To be done
Each line containing the word "index" must be reported.

Source material
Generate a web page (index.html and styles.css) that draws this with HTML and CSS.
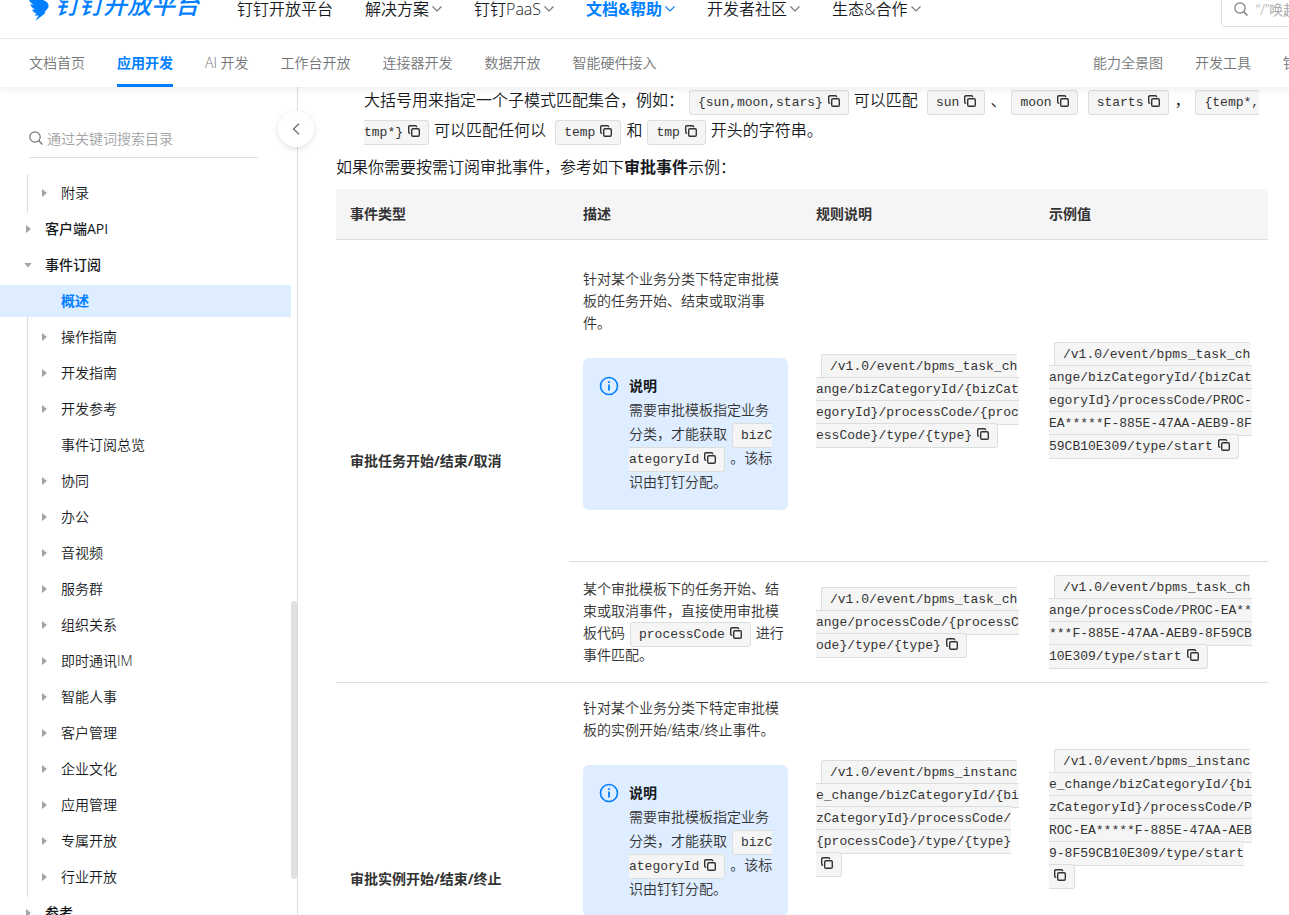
FILE: index.html
```
<!DOCTYPE html>
<html lang="zh-CN">
<head>
<meta charset="utf-8">
<title>事件订阅概述 - 钉钉开放平台</title>
<link rel="stylesheet" href="styles.css">
</head>
<body>
<svg class="sprite" aria-hidden="true">
  <symbol id="copy" viewBox="0 0 12 12"><path d="M2.2 8.2H1.9A1.2 1.2 0 0 1 .7 7V1.9A1.2 1.2 0 0 1 1.9.7H7.4A1.2 1.2 0 0 1 8.6 1.9V2.2" fill="none" stroke="currentColor" stroke-width="1.4"/><rect x="3.7" y="3.7" width="7.6" height="7.6" rx="1.2" fill="none" stroke="currentColor" stroke-width="1.4"/></symbol>
  <symbol id="down" viewBox="0 0 10 6"><path d="M.5.5 5 5 9.5.5" fill="none" stroke="currentColor" stroke-width="1.1"/></symbol>
  <symbol id="search" viewBox="0 0 14 14"><circle cx="6" cy="6" r="5.2" fill="none" stroke="currentColor" stroke-width="1.2"/><path d="m9.8 9.8 3.6 3.6" stroke="currentColor" stroke-width="1.4"/></symbol>
  <symbol id="info" viewBox="0 0 20 20"><circle cx="10" cy="10" r="8.5" fill="none" stroke="currentColor" stroke-width="1.6"/><path d="M10 8.5V14.5M10 5.3V7" stroke="currentColor" stroke-width="1.8"/></symbol>
</svg>
<div class="app">
  <header class="header">
    <div class="topbar">
      <a class="logo" href="#">
        <svg class="logo-mark" viewBox="0 -2 22 34" aria-hidden="true"><path d="M.8 1C4 6.500 12 8.500 17 11.500 19.500 13 20 15.500 19.200 17.800L15.200 22.800H16.800L6.300 31 9.600 25.500H5.300L7.600 23.400C5.300 23 3.800 21.700 3.200 19.500L6.400 19.400C3.500 18.200 1.800 16.400 1.200 14.200L4.800 14.900C2 13.300.3 11.500 0 9.700L3.500 10.300C1.500 8.500.3 5 .8 1Z" fill="#007fff"/></svg>
        <span>钉钉开放平台</span>
      </a>
      <nav class="mainnav" aria-label="主导航">
        <a href="#">钉钉开放平台</a>
        <a href="#">解决方案<svg class="down"><use href="#down"/></svg></a>
        <a href="#">钉钉PaaS<svg class="down"><use href="#down"/></svg></a>
        <a class="on" href="#">文档&amp;帮助<svg class="down"><use href="#down"/></svg></a>
        <a href="#">开发者社区<svg class="down"><use href="#down"/></svg></a>
        <a href="#">生态&amp;合作<svg class="down"><use href="#down"/></svg></a>
      </nav>
      <label class="topsearch"><svg class="search-icon"><use href="#search"/></svg><input type="text" aria-label="搜索" placeholder="“/”唤起搜索"></label>
    </div>
    <nav class="subnav" aria-label="文档导航">
      <a href="#">文档首页</a>
      <a class="on" href="#">应用开发</a>
      <a href="#">AI 开发</a>
      <a href="#">工作台开放</a>
      <a href="#">连接器开发</a>
      <a href="#">数据开放</a>
      <a href="#">智能硬件接入</a>
      <a class="push" href="#">能力全景图</a>
      <a href="#">开发工具</a>
      <a href="#">钉钉</a>
    </nav>
  </header>
  <div class="body">
    <aside class="sidebar">
      <label class="sidesearch"><svg class="search-icon"><use href="#search"/></svg><input type="text" aria-label="搜索目录" placeholder="通过关键词搜索目录"></label>
      <div class="tree">
        <ul class="branch first">
          <li><a class="fold" href="#">附录</a></li>
        </ul>
        <ul class="roots">
          <li><a class="fold" href="#">客户端API</a></li>
          <li><a class="fold open" href="#">事件订阅</a></li>
        </ul>
        <ul class="branch">
          <li><a class="on" href="#">概述</a></li>
          <li><a class="fold" href="#">操作指南</a></li>
          <li><a class="fold" href="#">开发指南</a></li>
          <li><a class="fold" href="#">开发参考</a></li>
          <li><a href="#">事件订阅总览</a></li>
          <li><a class="fold" href="#">协同</a></li>
          <li><a class="fold" href="#">办公</a></li>
          <li><a class="fold" href="#">音视频</a></li>
          <li><a class="fold" href="#">服务群</a></li>
          <li><a class="fold" href="#">组织关系</a></li>
          <li><a class="fold" href="#">即时通讯IM</a></li>
          <li><a class="fold" href="#">智能人事</a></li>
          <li><a class="fold" href="#">客户管理</a></li>
          <li><a class="fold" href="#">企业文化</a></li>
          <li><a class="fold" href="#">应用管理</a></li>
          <li><a class="fold" href="#">专属开放</a></li>
          <li><a class="fold" href="#">行业开放</a></li>
        </ul>
        <ul class="roots">
          <li><a class="fold" href="#">参考</a></li>
        </ul>
      </div>
      <div class="thumb"></div>
      <button class="collapse" aria-label="收起目录"><svg viewBox="0 0 8 12"><path d="M7 .7 1.500 6 7 11.300" fill="none" stroke="currentColor" stroke-width="1.400"/></svg></button>
    </aside>
    <main class="main">
      <p class="lead item">大括号用来指定一个子模式匹配集合，例如：<code>{sun,moon,stars}<button class="copy" aria-label="复制"><svg><use href="#copy"/></svg></button></code>可以匹配 <code>sun<button class="copy" aria-label="复制"><svg><use href="#copy"/></svg></button></code>、<code>moon<button class="copy" aria-label="复制"><svg><use href="#copy"/></svg></button></code><code>starts<button class="copy" aria-label="复制"><svg><use href="#copy"/></svg></button></code>，<code>{temp*,<wbr>tmp*}<button class="copy" aria-label="复制"><svg><use href="#copy"/></svg></button></code>可以匹配任何以 <code>temp<button class="copy" aria-label="复制"><svg><use href="#copy"/></svg></button></code>和<code>tmp<button class="copy" aria-label="复制"><svg><use href="#copy"/></svg></button></code>开头的字符串。</p>
      <p class="lead">如果你需要按需订阅审批事件，参考如下<strong>审批事件</strong>示例：</p>
      <table class="events">
        <thead>
          <tr><th>事件类型</th><th>描述</th><th>规则说明</th><th>示例值</th></tr>
        </thead>
        <tbody>
          <tr>
            <th rowspan="2">审批任务开始/结束/取消</th>
            <td>
              <div class="spaced">
                <p>针对某个业务分类下特定审批模板的任务开始、结束或取消事件。</p>
                <div class="note"><svg class="info"><use href="#info"/></svg><div><b>说明</b><p>需要审批模板指定业务分类，才能获取<code>bizCategoryId<button class="copy" aria-label="复制"><svg><use href="#copy"/></svg></button></code>。该标识由钉钉分配。</p></div></div>
              </div>
            </td>
            <td class="path"><code>/v1.0/event/bpms_task_change/bizCategoryId/{bizCategoryId}/processCode/{processCode}/type/{type}<button class="copy" aria-label="复制"><svg><use href="#copy"/></svg></button></code></td>
            <td class="path"><code>/v1.0/event/bpms_task_change/bizCategoryId/{bizCategoryId}/processCode/PROC-EA*****F-885E-47AA-AEB9-8F59CB10E309/type/start<button class="copy" aria-label="复制"><svg><use href="#copy"/></svg></button></code></td>
          </tr>
          <tr>
            <td>某个审批模板下的任务开始、结束或取消事件，直接使用审批模板代码<code>processCode<button class="copy" aria-label="复制"><svg><use href="#copy"/></svg></button></code>进行事件匹配。</td>
            <td class="path"><code>/v1.0/event/bpms_task_change/processCode/{processCode}/type/{type}<button class="copy" aria-label="复制"><svg><use href="#copy"/></svg></button></code></td>
            <td class="path"><code>/v1.0/event/bpms_task_change/processCode/PROC-EA*****F-885E-47AA-AEB9-8F59CB10E309/type/start<button class="copy" aria-label="复制"><svg><use href="#copy"/></svg></button></code></td>
          </tr>
          <tr>
            <th rowspan="2">审批实例开始/结束/终止</th>
            <td>
              <p>针对某个业务分类下特定审批模板的实例开始/结束/终止事件。</p>
              <div class="note"><svg class="info"><use href="#info"/></svg><div><b>说明</b><p>需要审批模板指定业务分类，才能获取<code>bizCategoryId<button class="copy" aria-label="复制"><svg><use href="#copy"/></svg></button></code>。该标识由钉钉分配。</p></div></div>
            </td>
            <td class="path"><code>/v1.0/event/bpms_instance_change/bizCategoryId/{bizCategoryId}/processCode/{processCode}/type/{type}<button class="copy" aria-label="复制"><svg><use href="#copy"/></svg></button></code></td>
            <td class="path"><code>/v1.0/event/bpms_instance_change/bizCategoryId/{bizCategoryId}/processCode/PROC-EA*****F-885E-47AA-AEB9-8F59CB10E309/type/start<button class="copy" aria-label="复制"><svg><use href="#copy"/></svg></button></code></td>
          </tr>
          <tr>
            <td>某个审批模板下的实例开始、结束或终止事件，直接使用审批模板代码<code>processCode<button class="copy" aria-label="复制"><svg><use href="#copy"/></svg></button></code>进行事件匹配。</td>
            <td class="path"><code>/v1.0/event/bpms_instance_change/processCode/{processCode}/type/{type}<button class="copy" aria-label="复制"><svg><use href="#copy"/></svg></button></code></td>
            <td class="path"><code>/v1.0/event/bpms_instance_change/processCode/PROC-EA*****F-885E-47AA-AEB9-8F59CB10E309/type/start<button class="copy" aria-label="复制"><svg><use href="#copy"/></svg></button></code></td>
          </tr>
        </tbody>
      </table>
    </main>
  </div>
</div>
</body>
</html>
```

FILE: styles.css
```
* { box-sizing: border-box; }
body {
  margin: 0;
  font-family: "Open Sans", "Noto Sans CJK SC", sans-serif;
  font-size: 14px;
  font-weight: 350;
  color: #171a1d;
  background: #fff;
}
a { color: inherit; text-decoration: none; }
p, ul { margin: 0; padding: 0; }
ul { list-style: none; }
button { font: inherit; border: 0; padding: 0; background: none; color: inherit; cursor: pointer; }
input { font: inherit; border: 0; padding: 0; background: none; outline: 0; min-width: 0; flex: 1; }
input::placeholder { color: #a2a3a5; opacity: 1; }
.sprite { position: absolute; width: 0; height: 0; }

.app { height: 100vh; display: flex; flex-direction: column; overflow: hidden; }

/* Header: the top bar is partly scrolled out of view */
.header {
  position: relative;
  z-index: 2;
  flex: none;
  margin-top: -20px;
  min-width: 1340px;
  background: #fff;
  box-shadow: 0 2px 8px rgba(0, 0, 0, .08);
}
.topbar {
  display: flex;
  align-items: center;
  height: 59px;
  padding: 0 29px;
  border-bottom: 1px solid #e5e8eb;
}
.logo {
  display: flex;
  align-items: center;
  gap: 4px;
  flex: none;
  width: 208px;
  height: 42px;
  align-self: flex-start;
  padding-top: 8px;
  color: #007fff;
  font-size: 24px;
  font-weight: 500;
  font-style: italic;
  line-height: 32px;
  white-space: nowrap;
}
.logo-mark { width: 22px; height: 34px; flex: none; }
.mainnav { display: flex; gap: 32px; margin-right: auto; font-size: 16px; line-height: 24px; white-space: nowrap; }
.mainnav a { display: flex; align-items: center; gap: 3px; }
.mainnav .on { color: #007fff; font-weight: 700; }
.down { width: 10px; height: 6px; color: #747677; }
.on .down { color: #007fff; }
.topsearch {
  display: flex;
  align-items: center;
  gap: 8px;
  flex: none;
  width: 90px;
  height: 36px;
  padding-left: 12px;
  border: 1px solid #dcdddd;
  border-radius: 3px;
}
.search-icon { width: 14px; height: 14px; flex: none; color: #747677; }
.subnav {
  display: flex;
  gap: 32px;
  height: 48px;
  padding: 0 29px;
  line-height: 48px;
  color: #747677;
  white-space: nowrap;
}
.subnav .on { color: #007fff; font-weight: 700; box-shadow: inset 0 -3px #007fff; }
.subnav .push { margin-left: auto; }

.body { display: flex; flex: 1; min-height: 0; }

/* Sidebar */
.sidebar {
  position: relative;
  flex: none;
  width: 298px;
  display: flex;
  flex-direction: column;
  border-right: 1px solid #dcdddd;
}
.sidesearch {
  display: flex;
  align-items: center;
  gap: 4px;
  flex: none;
  margin: 32px 39px 16px 29px;
  height: 39px;
  border-bottom: 1px solid #dcdddd;
}
.tree { flex: 1; min-height: 0; overflow: hidden; margin-right: 6px; line-height: 20px; }
.tree a { display: flex; align-items: center; height: 32px; padding-left: 61px; }
.tree li { padding-bottom: 4px; }
.branch { background: linear-gradient(#dcdddd, #dcdddd) 27px 0 / 1px 100% no-repeat; }
.first { padding-top: 3px; }
.roots { font-weight: 500; }
.tree .roots a { padding-left: 45px; }
.tree .fold { padding-left: 42px; }
.tree .roots .fold { padding-left: 26px; }
.fold::before {
  content: "";
  width: 5px;
  height: 8px;
  margin-right: 14px;
  background: #a2a3a5;
  clip-path: polygon(0 0, 100% 50%, 0 100%);
}
.tree .roots .open { padding-left: 24px; }
.open::before { width: 8px; height: 5px; margin-right: 13px; clip-path: polygon(0 0, 100% 0, 50% 100%); }
.tree .on { background: #deedff; color: #007fff; font-weight: 700; }
.thumb { position: absolute; right: 0; top: 514px; width: 6px; height: 278px; border-radius: 3px; background: #dfe0e1; }
.collapse {
  position: absolute;
  right: -17px;
  top: 24px;
  width: 36px;
  height: 36px;
  border-radius: 50%;
  background: #fff;
  color: #747677;
  box-shadow: 0 2px 6px rgba(0, 0, 0, .12);
}
.collapse svg { display: block; width: 8px; height: 12px; margin: auto; }

/* Article */
.main { flex: 1; min-width: 0; padding: 0 21px 0 38px; margin-top: -2px; overflow: hidden; }
.lead { font-size: 16px; line-height: 30px; margin-bottom: 7px; }
.item { padding-left: 28px; }
strong, b { font-weight: 700; }
code, .path {
  font-family: "Liberation Mono", "Noto Sans CJK SC", monospace;
  font-size: 13px;
  font-weight: 400;
}
code {
  line-height: 15px;
  color: #333;
  margin: 0 5px;
  padding: 4px 8px;
  border: 1px solid #dcdddd;
  border-radius: 3px;
  background: #f5f5f5;
}
.copy { width: 12px; height: 12px; margin-left: 5px; vertical-align: -1px; line-height: 12px; }
.copy svg { display: block; width: 12px; height: 12px; }

.events { width: 100%; table-layout: fixed; border-collapse: separate; border-spacing: 0; line-height: 22px; color: #333; }
.events th, .events td { padding: 14px; border-bottom: 1px solid #dcdddd; text-align: left; vertical-align: middle; }
.events th { font-weight: 700; }
.events thead th { background: #f5f5f5; }
.events td { word-break: break-all; }
.events .path { line-height: 23px; }
.spaced { padding: 14px 0; }
.note {
  display: flex;
  gap: 10px;
  margin: 24px 0 23px;
  padding: 16px 15px 16px 16px;
  border-radius: 6px;
  background: #deedff;
  line-height: 24px;
}
.note b { display: block; color: #171a1d; }
.info { width: 20px; height: 20px; flex: none; margin-top: 2px; color: #007fff; }
```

Written reply
Generate a web page (index.html and styles.css) that draws this with HTML and CSS.
FILE: index.html
  z-index: 2;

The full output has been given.